- INFORMATION SUPPLIED:
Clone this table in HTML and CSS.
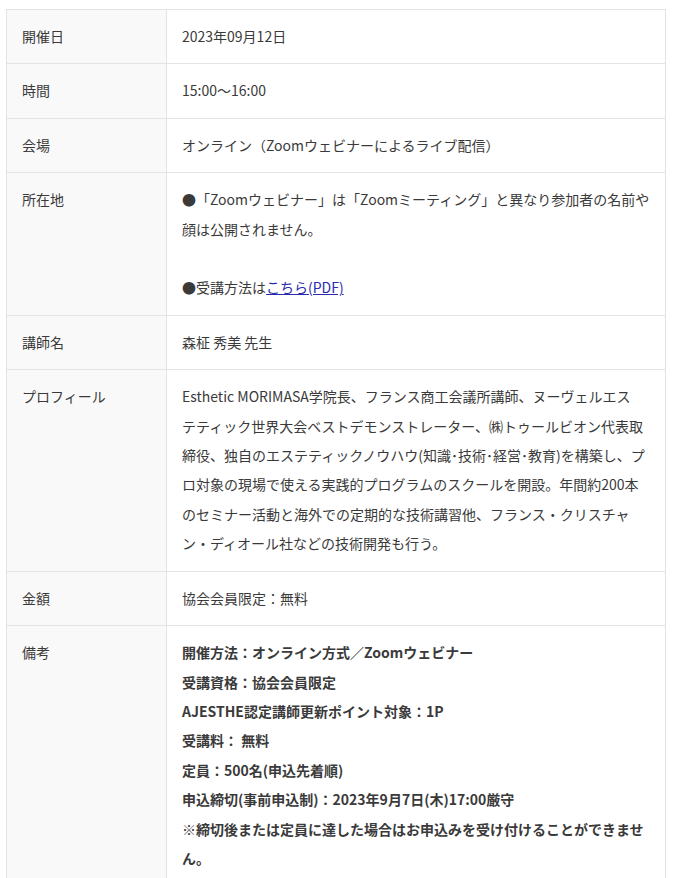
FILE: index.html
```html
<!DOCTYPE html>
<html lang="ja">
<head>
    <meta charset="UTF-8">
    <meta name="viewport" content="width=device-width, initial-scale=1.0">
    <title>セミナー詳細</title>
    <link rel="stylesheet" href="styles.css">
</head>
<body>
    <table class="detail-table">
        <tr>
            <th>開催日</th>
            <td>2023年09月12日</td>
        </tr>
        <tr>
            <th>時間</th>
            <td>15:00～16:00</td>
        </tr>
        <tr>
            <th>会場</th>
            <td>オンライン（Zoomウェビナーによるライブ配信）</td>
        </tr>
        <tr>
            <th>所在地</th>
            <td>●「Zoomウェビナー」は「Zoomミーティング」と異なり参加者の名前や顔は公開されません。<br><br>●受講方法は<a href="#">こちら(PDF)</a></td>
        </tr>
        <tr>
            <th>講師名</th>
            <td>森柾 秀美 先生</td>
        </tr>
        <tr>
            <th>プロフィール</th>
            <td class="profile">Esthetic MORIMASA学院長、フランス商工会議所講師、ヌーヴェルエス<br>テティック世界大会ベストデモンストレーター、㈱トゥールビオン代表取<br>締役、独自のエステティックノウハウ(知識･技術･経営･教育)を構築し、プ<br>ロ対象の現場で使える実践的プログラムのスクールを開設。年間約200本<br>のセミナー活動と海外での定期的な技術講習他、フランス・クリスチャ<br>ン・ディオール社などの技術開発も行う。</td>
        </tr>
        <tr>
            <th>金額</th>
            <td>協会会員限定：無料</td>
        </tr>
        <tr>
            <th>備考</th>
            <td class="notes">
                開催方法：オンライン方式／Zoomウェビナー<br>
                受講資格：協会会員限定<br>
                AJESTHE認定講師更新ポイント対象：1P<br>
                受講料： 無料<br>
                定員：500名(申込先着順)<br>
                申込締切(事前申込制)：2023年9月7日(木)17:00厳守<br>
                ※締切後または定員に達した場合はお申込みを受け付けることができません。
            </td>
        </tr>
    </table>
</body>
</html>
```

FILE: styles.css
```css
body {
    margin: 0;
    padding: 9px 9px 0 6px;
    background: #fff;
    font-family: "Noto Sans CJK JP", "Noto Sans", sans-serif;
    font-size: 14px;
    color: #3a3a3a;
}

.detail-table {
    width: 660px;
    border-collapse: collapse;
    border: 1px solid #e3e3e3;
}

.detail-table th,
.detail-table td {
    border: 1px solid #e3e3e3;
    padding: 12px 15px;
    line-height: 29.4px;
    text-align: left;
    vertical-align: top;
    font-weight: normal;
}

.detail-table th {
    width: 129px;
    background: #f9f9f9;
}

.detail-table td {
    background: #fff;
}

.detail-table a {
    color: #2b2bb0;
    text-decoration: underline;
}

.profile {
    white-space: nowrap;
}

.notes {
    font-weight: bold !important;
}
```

- OBJECTIVE: Pictures are excluded; output everything else in the data verbatim.

- COMPLETED TASK:
Clone this table in HTML and CSS.
FILE: index.html
```html
<!DOCTYPE html>
<html lang="ja">
<head>
    <meta charset="UTF-8">
    <meta name="viewport" content="width=device-width, initial-scale=1.0">
    <title>セミナー詳細</title>
    <link rel="stylesheet" href="styles.css">
</head>
<body>
    <table class="detail-table">
        <tr>
            <th>開催日</th>
            <td>2023年09月12日</td>
        </tr>
        <tr>
            <th>時間</th>
            <td>15:00～16:00</td>
        </tr>
        <tr>
            <th>会場</th>
            <td>オンライン（Zoomウェビナーによるライブ配信）</td>
        </tr>
        <tr>
            <th>所在地</th>
            <td>●「Zoomウェビナー」は「Zoomミーティング」と異なり参加者の名前や顔は公開されません。<br><br>●受講方法は<a href="#">こちら(PDF)</a></td>
        </tr>
        <tr>
            <th>講師名</th>
            <td>森柾 秀美 先生</td>
        </tr>
        <tr>
            <th>プロフィール</th>
            <td class="profile">Esthetic MORIMASA学院長、フランス商工会議所講師、ヌーヴェルエス<br>テティック世界大会ベストデモンストレーター、㈱トゥールビオン代表取<br>締役、独自のエステティックノウハウ(知識･技術･経営･教育)を構築し、プ<br>ロ対象の現場で使える実践的プログラムのスクールを開設。年間約200本<br>のセミナー活動と海外での定期的な技術講習他、フランス・クリスチャ<br>ン・ディオール社などの技術開発も行う。</td>
        </tr>
        <tr>
            <th>金額</th>
            <td>協会会員限定：無料</td>
        </tr>
        <tr>
            <th>備考</th>
            <td class="notes">
                開催方法：オンライン方式／Zoomウェビナー<br>
                受講資格：協会会員限定<br>
                AJESTHE認定講師更新ポイント対象：1P<br>
                受講料： 無料<br>
                定員：500名(申込先着順)<br>
                申込締切(事前申込制)：2023年9月7日(木)17:00厳守<br>
                ※締切後または定員に達した場合はお申込みを受け付けることができません。
            </td>
        </tr>
    </table>
</body>
</html>
```

FILE: styles.css
```css
body {
    margin: 0;
    padding: 9px 9px 0 6px;
    background: #fff;
    font-family: "Noto Sans CJK JP", "Noto Sans", sans-serif;
    font-size: 14px;
    color: #3a3a3a;
}

.detail-table {
    width: 660px;
    border-collapse: collapse;
    border: 1px solid #e3e3e3;
}

.detail-table th,
.detail-table td {
    border: 1px solid #e3e3e3;
    padding: 12px 15px;
    line-height: 29.4px;
    text-align: left;
    vertical-align: top;
    font-weight: normal;
}

.detail-table th {
    width: 129px;
    background: #f9f9f9;
}

.detail-table td {
    background: #fff;
}

.detail-table a {
    color: #2b2bb0;
    text-decoration: underline;
}

.profile {
    white-space: nowrap;
}

.notes {
    font-weight: bold !important;
}
```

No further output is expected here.